Но уже в конце 1932 года возникли новые мотивы. Нередко после того как заканчивалась загрузка сталеплавильной печи и бригада рабочих садилась на скамеечку отдохнуть, кое-кто с явным желанием поддеть поднимал вопросы о том, что немецкий народ тесно сжат в существующих границах и не может обеспечить свои самые насущные нужды.

– Разве это справедливо, – как-то стал злобно выговаривать мне один из плавильщиков. – У вас много пустующих земель, а мы даже между железнодорожными путями огороды стали разводить.

Лозунг «Drang nach Osten» [1]1
  Поход на восток


[Закрыть]
все чаще стал звучать среди враждебно настроенной фанатичной массы.

Для меня было ясно, что гитлеровская пропаганда усиленно вбивает в головы необходимость пересмотра границ. Об этом в своих выступлениях говорил Гитлер. Германия готовится к войне и перекройке карты мира – это было ясно.

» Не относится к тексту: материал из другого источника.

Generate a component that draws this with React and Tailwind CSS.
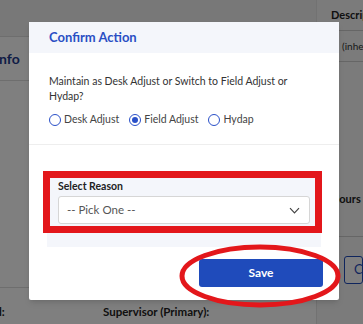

Мы должны быть готовы к тому, чтобы встретить этот страшный удар. На нас возложена практическая часть задачи – создавать вооружение. Крепить оборонную мощь страны.

Об этом мы думали денно и нощно. На заводах и стройках люди работали, опережая установленные самими же встречные графики и планы.

Тевосян все дни был очень занят, и я видел его только мельком. В наркомате создавались новые управления и отделы, шли перемещения работников.

Многие из старых работников, занимавшихся оборонной промышленностью много лет, были освобождены от работы. Когда заходил разговор – за что? – одни пожимали плечами, другие хмуро отвечали: «За хорошие дела не снимут».

Тевосян же неизменно повторял, что оборонная промышленность сейчас наиважнейшая. Сюда надо -бросать все силы и средства. Здесь каждый должен быть виден насквозь. Оборона страны – это святая святых.

Все понимали, что для решения новых задач, которые стояли перед страной, нужны, вероятно, новые люди. Но нужно ли так много людей менять? Ведь большинство из них подбирал и выдвигал Орджоникидзе. Неужели в оборонную промышленность проникло много людей, не заслуживающих доверия? Эти мысли неотступно преследовали меня.

Действительно, надо ехать отдыхать и привести себя в полный порядок.